'''
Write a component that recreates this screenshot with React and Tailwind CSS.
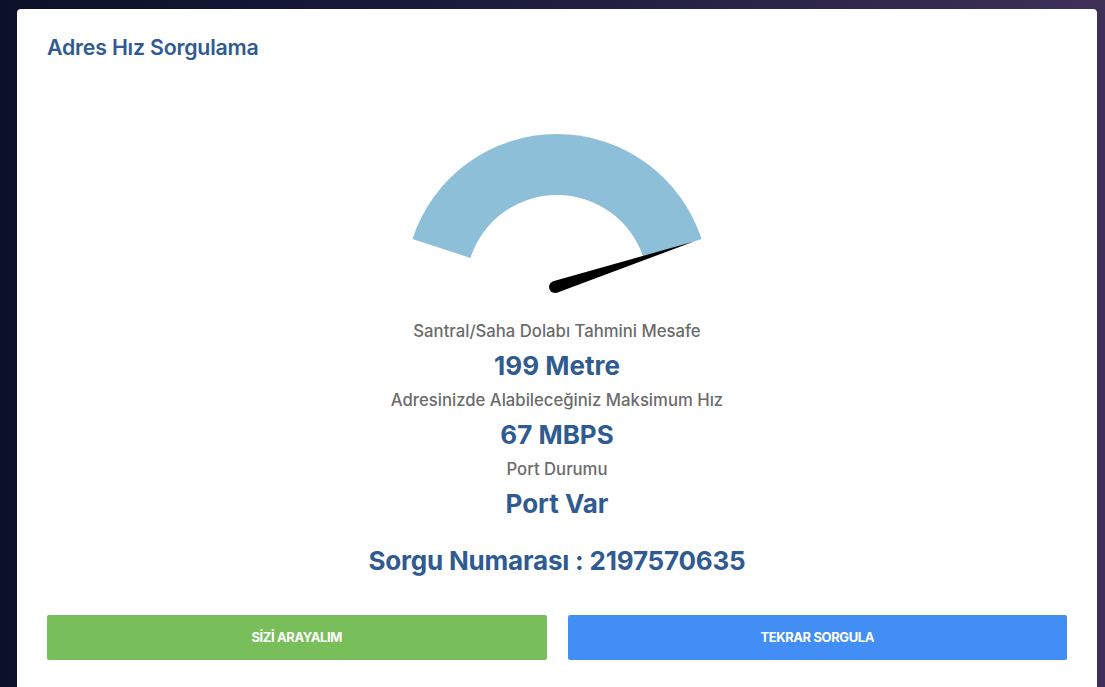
import React from "react";

const stats = [
  { label: "Santral/Saha Dolabı Tahmini Mesafe", value: "199 Metre" },
  { label: "Adresinizde Alabileceğiniz Maksimum Hız", value: "67 MBPS" },
  { label: "Port Durumu", value: "Port Var" },
];

const Gauge = () => (
  <svg viewBox="0 0 320 165" className="h-[165px] w-[320px]" aria-hidden="true">
    <path
      d="M 15.44 105.03 A 152 152 0 0 1 304.56 105.03 L 246.55 123.88 A 91 91 0 0 0 73.45 123.88 Z"
      fill="#8ebfd9"
    />
    <polygon points="159.9,158.7 156.1,147.3 297,107.5" fill="#000" />
    <circle cx="158" cy="153" r="6" fill="#000" />
  </svg>
);

export default function App() {
  return (
    <main
      className="h-screen overflow-hidden bg-gradient-to-r from-[#0a1129] via-[#1e1d3f] to-[#3f3058] pt-[9px] pl-[17px] pr-[8px]"
      style={{ fontFamily: "Inter, 'Noto Sans', sans-serif" }}
    >
      <div className="rounded-[4px] bg-white px-[30px] pt-[24px] pb-[40px]">
        <h1 className="text-[21.3px] leading-[28px] font-semibold tracking-[-0.2px] text-[#2f5b91]">
          Adres Hız Sorgulama
        </h1>

        <div className="mt-[73px] flex flex-col items-center">
          <Gauge />

          <div className="mt-[19px] flex flex-col items-center text-center">
            {stats.map((s) => (
              <React.Fragment key={s.label}>
                <p className="text-[16.7px] leading-[26px] font-medium text-[#6b6b6b]">
                  {s.label}
                </p>
                <p className="text-[26px] leading-[43px] font-bold text-[#2f5b91]">
                  {s.value}
                </p>
              </React.Fragment>
            ))}
            <p className="mt-[18px] text-[26px] leading-[36px] font-bold tracking-[-0.2px] text-[#2f5b91]">
              Sorgu Numarası : 2197570635
            </p>
          </div>
        </div>

        <div className="mt-[36px] grid grid-cols-2 gap-[21px]">
          <button className="h-[45px] rounded-[2px] bg-[#78be5a] text-[13px] font-bold tracking-[-0.4px] text-white">
            SİZİ ARAYALIM
          </button>
          <button className="h-[45px] rounded-[2px] bg-[#428ef4] text-[13px] font-bold tracking-[-0.4px] text-white">
            TEKRAR SORGULA
          </button>
        </div>
      </div>
    </main>
  );
}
'''
* **GOAL**:
Print the full listing exactly, dropping the pictures.

* **SOLUTION FOR THIS PROBLEM**:
Write a component that recreates this screenshot with React and Tailwind CSS.
import React from "react";

const stats = [
  { label: "Santral/Saha Dolabı Tahmini Mesafe", value: "199 Metre" },
  { label: "Adresinizde Alabileceğiniz Maksimum Hız", value: "67 MBPS" },
  { label: "Port Durumu", value: "Port Var" },
];

const Gauge = () => (
  <svg viewBox="0 0 320 165" className="h-[165px] w-[320px]" aria-hidden="true">
    <path
      d="M 15.44 105.03 A 152 152 0 0 1 304.56 105.03 L 246.55 123.88 A 91 91 0 0 0 73.45 123.88 Z"
      fill="#8ebfd9"
    />
    <polygon points="159.9,158.7 156.1,147.3 297,107.5" fill="#000" />
    <circle cx="158" cy="153" r="6" fill="#000" />
  </svg>
);

export default function App() {
  return (
    <main
      className="h-screen overflow-hidden bg-gradient-to-r from-[#0a1129] via-[#1e1d3f] to-[#3f3058] pt-[9px] pl-[17px] pr-[8px]"
      style={{ fontFamily: "Inter, 'Noto Sans', sans-serif" }}
    >
      <div className="rounded-[4px] bg-white px-[30px] pt-[24px] pb-[40px]">
        <h1 className="text-[21.3px] leading-[28px] font-semibold tracking-[-0.2px] text-[#2f5b91]">
          Adres Hız Sorgulama
        </h1>

        <div className="mt-[73px] flex flex-col items-center">
          <Gauge />

          <div className="mt-[19px] flex flex-col items-center text-center">
            {stats.map((s) => (
              <React.Fragment key={s.label}>
                <p className="text-[16.7px] leading-[26px] font-medium text-[#6b6b6b]">
                  {s.label}
                </p>
                <p className="text-[26px] leading-[43px] font-bold text-[#2f5b91]">
                  {s.value}
                </p>
              </React.Fragment>
            ))}
            <p className="mt-[18px] text-[26px] leading-[36px] font-bold tracking-[-0.2px] text-[#2f5b91]">
              Sorgu Numarası : 2197570635
            </p>
          </div>
        </div>

        <div className="mt-[36px] grid grid-cols-2 gap-[21px]">
          <button className="h-[45px] rounded-[2px] bg-[#78be5a] text-[13px] font-bold tracking-[-0.4px] text-white">
            SİZİ ARAYALIM
          </button>
          <button className="h-[45px] rounded-[2px] bg-[#428ef4] text-[13px] font-bold tracking-[-0.4px] text-white">
            TEKRAR SORGULA
          </button>
        </div>
      </div>
    </main>
  );
}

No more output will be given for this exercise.